Exercise task: Pull out every line below holding the word "index".

Provided material:
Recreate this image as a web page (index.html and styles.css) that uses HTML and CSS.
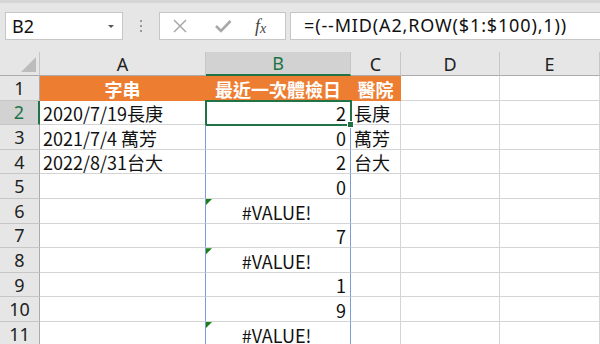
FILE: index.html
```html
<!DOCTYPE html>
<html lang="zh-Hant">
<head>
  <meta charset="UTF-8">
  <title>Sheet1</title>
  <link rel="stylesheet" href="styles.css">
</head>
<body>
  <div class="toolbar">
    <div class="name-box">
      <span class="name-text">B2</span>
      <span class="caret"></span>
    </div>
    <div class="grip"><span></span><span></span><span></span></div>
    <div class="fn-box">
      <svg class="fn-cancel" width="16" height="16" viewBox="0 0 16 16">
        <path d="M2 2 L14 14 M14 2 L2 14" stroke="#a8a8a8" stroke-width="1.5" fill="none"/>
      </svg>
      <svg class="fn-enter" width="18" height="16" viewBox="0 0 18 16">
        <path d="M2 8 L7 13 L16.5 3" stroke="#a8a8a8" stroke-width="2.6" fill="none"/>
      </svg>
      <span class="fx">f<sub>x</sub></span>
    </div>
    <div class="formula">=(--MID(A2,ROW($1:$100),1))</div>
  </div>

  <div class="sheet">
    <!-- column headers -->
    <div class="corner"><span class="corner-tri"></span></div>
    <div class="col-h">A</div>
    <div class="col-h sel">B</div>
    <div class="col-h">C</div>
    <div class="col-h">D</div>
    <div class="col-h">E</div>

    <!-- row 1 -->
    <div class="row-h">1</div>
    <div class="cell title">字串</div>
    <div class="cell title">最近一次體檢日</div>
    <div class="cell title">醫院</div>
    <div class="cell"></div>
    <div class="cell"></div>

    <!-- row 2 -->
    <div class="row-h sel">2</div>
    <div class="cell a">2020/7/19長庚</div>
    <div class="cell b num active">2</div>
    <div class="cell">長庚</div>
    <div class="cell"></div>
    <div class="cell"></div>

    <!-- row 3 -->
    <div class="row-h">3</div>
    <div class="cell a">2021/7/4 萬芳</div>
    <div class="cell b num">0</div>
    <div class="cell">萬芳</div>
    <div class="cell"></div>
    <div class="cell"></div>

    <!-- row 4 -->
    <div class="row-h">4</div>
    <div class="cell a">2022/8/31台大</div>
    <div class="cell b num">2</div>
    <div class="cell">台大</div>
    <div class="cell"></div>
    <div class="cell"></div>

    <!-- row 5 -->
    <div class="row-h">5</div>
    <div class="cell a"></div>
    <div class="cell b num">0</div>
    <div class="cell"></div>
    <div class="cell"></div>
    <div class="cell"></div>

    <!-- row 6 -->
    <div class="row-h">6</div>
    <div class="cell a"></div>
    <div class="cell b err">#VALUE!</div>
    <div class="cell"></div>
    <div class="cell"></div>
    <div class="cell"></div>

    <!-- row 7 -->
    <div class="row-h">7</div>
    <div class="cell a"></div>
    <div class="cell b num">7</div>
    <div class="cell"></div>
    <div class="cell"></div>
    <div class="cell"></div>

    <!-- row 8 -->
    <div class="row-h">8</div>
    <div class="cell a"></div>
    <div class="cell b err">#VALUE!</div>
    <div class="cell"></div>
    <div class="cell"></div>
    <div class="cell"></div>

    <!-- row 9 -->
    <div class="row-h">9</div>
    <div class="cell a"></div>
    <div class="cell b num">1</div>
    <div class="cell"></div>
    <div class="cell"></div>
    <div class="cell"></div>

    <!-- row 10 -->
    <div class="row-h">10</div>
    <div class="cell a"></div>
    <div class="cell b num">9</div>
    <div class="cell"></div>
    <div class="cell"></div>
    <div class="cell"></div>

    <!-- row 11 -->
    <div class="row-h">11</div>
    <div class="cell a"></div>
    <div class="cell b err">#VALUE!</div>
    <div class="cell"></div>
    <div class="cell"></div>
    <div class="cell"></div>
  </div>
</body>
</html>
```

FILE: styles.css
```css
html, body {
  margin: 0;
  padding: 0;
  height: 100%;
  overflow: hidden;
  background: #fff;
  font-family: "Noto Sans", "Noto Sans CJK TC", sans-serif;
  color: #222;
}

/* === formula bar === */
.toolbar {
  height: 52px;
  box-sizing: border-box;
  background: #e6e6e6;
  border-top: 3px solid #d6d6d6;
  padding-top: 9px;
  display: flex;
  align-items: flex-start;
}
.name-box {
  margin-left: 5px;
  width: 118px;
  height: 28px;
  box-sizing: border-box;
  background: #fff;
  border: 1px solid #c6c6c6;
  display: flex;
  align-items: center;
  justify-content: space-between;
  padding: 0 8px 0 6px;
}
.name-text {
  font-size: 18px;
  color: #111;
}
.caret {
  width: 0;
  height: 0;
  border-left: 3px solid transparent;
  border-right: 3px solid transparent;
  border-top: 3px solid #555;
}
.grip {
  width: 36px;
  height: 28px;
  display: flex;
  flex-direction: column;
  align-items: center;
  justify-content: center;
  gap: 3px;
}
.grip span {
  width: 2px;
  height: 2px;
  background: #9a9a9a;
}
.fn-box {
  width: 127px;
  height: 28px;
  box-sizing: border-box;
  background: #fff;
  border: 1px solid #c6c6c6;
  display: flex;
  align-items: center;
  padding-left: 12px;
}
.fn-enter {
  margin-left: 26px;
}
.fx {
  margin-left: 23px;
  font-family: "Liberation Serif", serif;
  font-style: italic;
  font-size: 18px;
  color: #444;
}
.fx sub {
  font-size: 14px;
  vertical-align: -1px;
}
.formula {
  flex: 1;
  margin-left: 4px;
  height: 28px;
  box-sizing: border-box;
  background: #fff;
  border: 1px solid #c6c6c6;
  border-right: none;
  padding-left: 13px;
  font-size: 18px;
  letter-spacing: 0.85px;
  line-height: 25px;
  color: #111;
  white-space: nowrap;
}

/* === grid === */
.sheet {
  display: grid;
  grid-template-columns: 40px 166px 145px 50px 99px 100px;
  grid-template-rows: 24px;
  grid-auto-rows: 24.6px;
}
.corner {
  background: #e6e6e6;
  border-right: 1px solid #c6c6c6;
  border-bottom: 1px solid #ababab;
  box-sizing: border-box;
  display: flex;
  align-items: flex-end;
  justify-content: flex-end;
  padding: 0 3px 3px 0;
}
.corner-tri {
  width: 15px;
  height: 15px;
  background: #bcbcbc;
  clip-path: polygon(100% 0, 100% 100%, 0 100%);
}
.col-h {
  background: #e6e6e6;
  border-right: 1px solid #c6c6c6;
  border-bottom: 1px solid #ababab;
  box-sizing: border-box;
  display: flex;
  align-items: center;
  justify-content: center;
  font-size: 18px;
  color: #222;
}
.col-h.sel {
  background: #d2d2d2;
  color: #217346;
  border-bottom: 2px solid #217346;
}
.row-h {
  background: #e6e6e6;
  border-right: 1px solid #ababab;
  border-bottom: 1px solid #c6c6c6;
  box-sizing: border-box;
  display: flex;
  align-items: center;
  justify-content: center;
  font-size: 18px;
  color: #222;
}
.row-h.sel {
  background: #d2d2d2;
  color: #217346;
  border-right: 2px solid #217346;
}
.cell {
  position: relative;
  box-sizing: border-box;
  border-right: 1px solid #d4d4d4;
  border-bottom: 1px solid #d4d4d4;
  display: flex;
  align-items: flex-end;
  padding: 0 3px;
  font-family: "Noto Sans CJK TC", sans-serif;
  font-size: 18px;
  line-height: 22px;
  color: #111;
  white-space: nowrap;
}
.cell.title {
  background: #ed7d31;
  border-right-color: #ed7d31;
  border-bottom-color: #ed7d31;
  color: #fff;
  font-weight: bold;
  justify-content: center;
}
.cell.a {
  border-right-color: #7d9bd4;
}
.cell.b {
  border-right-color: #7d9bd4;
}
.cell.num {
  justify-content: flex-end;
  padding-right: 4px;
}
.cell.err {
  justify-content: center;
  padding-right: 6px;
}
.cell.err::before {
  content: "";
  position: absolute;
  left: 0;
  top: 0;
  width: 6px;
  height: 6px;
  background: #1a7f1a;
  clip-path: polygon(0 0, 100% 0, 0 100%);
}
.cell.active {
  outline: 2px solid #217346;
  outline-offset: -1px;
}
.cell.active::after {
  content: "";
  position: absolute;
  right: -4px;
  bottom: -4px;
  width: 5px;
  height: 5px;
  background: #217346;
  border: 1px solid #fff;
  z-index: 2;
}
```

The reply:
Recreate this image as a web page (index.html and styles.css) that uses HTML and CSS.
FILE: index.html
  z-index: 2;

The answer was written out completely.